__What is being asked__
Note each line that includes the word "index". Copy those lines.

□ □ □

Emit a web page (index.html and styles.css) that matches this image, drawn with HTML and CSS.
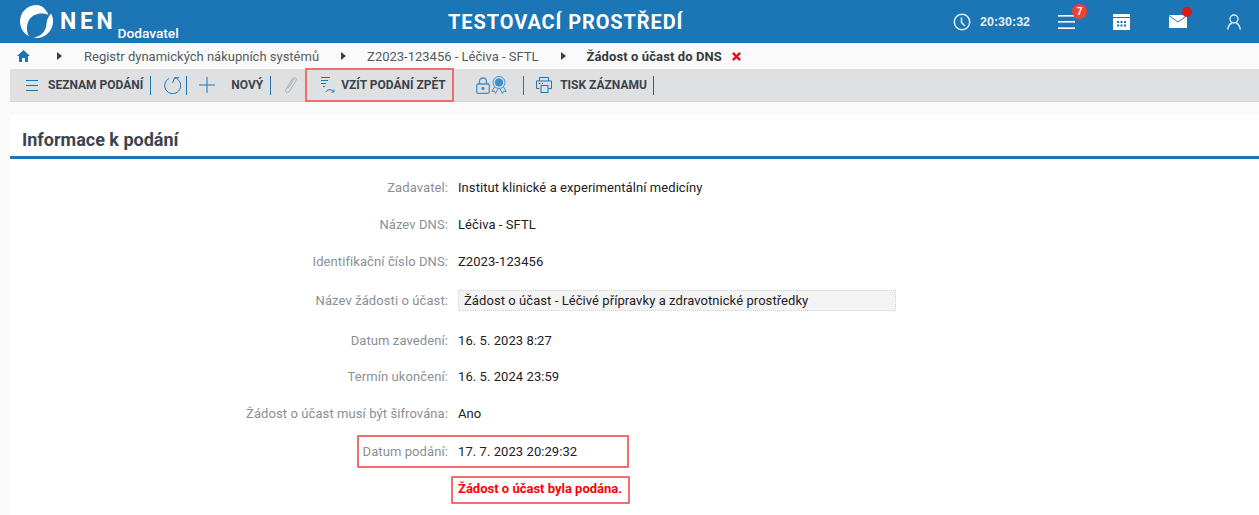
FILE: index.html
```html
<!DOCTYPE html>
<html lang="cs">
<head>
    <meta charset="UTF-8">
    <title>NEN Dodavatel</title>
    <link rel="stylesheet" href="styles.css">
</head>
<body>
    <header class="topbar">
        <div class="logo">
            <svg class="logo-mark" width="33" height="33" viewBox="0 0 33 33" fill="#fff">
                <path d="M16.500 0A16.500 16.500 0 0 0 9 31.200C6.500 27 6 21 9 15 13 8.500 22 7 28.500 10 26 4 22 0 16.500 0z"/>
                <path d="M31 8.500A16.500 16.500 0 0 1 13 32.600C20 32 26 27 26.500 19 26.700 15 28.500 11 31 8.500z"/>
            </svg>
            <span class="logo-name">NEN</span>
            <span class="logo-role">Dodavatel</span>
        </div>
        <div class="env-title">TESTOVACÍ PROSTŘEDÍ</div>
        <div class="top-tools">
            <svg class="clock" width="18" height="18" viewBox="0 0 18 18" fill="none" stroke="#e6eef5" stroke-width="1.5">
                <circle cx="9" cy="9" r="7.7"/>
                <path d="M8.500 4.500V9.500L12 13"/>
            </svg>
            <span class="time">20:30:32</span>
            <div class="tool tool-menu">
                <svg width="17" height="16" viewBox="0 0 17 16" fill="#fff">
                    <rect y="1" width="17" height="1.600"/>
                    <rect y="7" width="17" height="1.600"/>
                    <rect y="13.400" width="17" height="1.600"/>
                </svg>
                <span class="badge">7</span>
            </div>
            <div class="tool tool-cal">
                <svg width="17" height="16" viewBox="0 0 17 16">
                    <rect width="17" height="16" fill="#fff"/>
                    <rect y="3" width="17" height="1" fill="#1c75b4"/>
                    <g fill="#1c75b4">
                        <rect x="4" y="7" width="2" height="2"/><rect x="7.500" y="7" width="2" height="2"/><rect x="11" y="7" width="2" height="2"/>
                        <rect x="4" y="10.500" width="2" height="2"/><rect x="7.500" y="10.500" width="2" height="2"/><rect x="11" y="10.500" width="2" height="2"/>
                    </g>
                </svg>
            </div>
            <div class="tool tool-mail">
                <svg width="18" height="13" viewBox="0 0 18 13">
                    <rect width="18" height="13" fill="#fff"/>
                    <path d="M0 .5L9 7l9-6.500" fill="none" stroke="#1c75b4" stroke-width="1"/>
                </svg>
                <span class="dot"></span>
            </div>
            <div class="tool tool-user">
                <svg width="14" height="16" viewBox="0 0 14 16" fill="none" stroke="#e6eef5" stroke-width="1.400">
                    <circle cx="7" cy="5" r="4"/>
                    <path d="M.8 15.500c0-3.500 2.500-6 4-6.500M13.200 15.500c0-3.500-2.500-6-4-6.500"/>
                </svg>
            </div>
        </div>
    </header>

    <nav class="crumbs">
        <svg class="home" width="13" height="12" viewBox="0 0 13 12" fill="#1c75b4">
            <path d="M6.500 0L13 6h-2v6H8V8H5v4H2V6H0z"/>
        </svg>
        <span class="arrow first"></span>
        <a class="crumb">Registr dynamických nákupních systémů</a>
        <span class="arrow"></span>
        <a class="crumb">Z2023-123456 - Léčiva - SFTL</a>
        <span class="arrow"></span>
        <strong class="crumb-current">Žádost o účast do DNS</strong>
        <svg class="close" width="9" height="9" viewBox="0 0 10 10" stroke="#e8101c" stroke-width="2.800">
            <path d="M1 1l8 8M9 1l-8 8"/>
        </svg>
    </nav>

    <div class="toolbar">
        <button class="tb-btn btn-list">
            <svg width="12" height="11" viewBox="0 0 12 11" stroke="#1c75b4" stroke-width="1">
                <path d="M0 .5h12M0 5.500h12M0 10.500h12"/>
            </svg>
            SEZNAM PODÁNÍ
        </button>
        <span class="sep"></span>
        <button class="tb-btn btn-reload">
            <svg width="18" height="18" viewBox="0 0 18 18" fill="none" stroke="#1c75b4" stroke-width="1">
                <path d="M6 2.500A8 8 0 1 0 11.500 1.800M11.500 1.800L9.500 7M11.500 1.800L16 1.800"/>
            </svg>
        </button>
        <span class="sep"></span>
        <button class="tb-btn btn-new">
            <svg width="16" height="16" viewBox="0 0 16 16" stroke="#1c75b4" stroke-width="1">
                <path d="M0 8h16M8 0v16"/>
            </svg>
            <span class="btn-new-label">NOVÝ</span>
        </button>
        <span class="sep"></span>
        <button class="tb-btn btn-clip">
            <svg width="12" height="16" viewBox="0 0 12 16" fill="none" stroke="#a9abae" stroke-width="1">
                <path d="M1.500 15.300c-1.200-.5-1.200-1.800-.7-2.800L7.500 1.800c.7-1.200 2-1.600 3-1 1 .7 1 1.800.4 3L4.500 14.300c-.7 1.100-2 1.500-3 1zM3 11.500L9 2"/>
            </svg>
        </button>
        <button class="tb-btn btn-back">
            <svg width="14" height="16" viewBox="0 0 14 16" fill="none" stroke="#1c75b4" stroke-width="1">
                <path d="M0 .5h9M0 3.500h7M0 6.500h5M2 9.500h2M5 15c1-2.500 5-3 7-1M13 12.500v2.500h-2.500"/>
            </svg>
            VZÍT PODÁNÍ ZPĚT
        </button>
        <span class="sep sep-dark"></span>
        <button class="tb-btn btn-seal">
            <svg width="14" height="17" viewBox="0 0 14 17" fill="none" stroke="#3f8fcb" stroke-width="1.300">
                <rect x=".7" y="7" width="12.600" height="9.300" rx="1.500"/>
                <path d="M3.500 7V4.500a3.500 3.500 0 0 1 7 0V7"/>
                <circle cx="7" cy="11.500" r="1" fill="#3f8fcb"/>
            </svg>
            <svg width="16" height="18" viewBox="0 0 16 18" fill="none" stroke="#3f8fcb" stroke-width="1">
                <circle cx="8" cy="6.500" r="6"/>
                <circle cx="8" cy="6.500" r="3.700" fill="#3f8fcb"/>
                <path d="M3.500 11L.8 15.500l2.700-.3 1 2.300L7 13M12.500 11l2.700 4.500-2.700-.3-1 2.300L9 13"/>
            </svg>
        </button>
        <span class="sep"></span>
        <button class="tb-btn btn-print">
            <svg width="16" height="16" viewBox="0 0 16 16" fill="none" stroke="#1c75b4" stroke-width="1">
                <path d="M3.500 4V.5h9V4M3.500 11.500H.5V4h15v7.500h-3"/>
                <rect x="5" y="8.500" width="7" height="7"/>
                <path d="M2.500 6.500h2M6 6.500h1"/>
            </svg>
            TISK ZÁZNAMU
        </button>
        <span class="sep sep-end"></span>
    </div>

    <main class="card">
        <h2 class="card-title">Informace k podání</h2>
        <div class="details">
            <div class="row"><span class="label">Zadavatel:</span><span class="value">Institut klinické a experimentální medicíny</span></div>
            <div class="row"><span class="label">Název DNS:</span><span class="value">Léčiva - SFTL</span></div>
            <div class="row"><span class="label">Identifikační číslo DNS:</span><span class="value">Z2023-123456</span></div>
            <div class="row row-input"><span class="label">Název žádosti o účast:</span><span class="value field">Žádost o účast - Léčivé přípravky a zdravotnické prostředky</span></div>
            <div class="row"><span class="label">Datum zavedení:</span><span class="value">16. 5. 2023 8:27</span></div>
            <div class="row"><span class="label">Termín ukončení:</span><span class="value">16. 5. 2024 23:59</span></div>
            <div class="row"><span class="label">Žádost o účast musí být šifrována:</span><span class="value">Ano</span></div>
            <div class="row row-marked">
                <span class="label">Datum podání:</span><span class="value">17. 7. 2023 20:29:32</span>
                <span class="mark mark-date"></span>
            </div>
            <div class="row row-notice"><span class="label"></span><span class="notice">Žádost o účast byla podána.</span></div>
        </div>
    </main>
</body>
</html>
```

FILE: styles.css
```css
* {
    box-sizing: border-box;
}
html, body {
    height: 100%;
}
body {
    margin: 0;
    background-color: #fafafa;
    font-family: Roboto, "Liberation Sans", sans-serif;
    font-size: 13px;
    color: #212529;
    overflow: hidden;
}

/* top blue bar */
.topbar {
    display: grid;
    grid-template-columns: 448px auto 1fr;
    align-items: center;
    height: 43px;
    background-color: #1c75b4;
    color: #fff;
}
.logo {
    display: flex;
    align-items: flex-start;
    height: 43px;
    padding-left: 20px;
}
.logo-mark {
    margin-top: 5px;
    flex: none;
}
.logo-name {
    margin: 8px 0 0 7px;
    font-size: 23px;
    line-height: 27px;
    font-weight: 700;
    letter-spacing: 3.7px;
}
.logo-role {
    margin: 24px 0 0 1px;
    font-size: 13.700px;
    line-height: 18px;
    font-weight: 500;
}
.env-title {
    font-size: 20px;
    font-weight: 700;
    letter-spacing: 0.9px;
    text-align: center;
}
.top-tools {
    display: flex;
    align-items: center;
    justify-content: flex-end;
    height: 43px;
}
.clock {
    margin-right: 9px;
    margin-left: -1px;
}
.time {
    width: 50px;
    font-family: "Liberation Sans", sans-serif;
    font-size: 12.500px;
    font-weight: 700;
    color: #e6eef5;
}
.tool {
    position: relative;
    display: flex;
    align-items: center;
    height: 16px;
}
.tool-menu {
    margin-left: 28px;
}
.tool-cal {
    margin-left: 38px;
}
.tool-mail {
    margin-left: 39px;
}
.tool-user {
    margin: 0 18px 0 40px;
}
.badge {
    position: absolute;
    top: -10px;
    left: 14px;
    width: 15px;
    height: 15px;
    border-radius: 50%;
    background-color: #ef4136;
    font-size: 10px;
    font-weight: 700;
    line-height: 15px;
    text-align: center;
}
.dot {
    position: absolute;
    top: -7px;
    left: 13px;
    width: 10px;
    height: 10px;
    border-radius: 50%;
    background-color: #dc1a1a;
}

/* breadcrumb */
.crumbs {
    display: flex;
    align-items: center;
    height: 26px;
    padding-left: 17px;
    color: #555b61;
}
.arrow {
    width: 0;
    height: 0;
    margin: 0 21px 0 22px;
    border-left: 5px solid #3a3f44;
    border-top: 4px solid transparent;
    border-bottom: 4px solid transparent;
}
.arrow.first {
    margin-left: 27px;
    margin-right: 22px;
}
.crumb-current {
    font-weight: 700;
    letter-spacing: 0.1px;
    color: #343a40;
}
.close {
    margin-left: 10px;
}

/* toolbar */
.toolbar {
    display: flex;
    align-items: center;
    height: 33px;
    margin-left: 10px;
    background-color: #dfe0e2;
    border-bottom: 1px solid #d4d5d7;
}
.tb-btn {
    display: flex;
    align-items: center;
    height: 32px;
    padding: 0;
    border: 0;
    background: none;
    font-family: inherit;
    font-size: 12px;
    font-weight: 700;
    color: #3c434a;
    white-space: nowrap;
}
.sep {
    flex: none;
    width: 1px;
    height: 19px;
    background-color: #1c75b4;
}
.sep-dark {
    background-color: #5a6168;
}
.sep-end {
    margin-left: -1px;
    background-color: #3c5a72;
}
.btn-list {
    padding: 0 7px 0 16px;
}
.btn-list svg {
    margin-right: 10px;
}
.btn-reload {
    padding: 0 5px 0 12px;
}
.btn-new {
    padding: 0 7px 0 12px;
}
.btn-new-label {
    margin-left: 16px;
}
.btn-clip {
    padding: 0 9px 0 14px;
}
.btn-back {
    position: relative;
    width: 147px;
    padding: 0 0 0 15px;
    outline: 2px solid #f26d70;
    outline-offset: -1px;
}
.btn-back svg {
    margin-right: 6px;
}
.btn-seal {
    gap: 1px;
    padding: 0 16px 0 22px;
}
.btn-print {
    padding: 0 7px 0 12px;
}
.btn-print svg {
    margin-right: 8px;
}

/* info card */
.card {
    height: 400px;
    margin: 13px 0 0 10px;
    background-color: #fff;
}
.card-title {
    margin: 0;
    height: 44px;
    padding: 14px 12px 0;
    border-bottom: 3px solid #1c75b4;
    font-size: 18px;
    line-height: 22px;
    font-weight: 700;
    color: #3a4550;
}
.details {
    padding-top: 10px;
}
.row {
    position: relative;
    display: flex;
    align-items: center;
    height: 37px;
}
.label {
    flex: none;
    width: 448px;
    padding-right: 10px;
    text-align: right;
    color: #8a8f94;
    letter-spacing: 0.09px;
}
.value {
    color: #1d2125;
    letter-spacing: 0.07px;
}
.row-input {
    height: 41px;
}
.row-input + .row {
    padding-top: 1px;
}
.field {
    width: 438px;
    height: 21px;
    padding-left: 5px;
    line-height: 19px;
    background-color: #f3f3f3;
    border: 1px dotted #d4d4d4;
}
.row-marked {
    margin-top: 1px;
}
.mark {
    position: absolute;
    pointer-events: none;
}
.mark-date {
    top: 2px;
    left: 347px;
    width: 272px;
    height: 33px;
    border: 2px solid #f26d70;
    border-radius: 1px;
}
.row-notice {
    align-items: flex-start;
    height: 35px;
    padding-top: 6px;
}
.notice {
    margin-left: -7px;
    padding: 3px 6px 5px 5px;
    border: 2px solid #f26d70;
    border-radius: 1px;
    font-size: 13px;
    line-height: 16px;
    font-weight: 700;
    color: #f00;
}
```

□ □ □

__Answer to this task__
Emit a web page (index.html and styles.css) that matches this image, drawn with HTML and CSS.
FILE: index.html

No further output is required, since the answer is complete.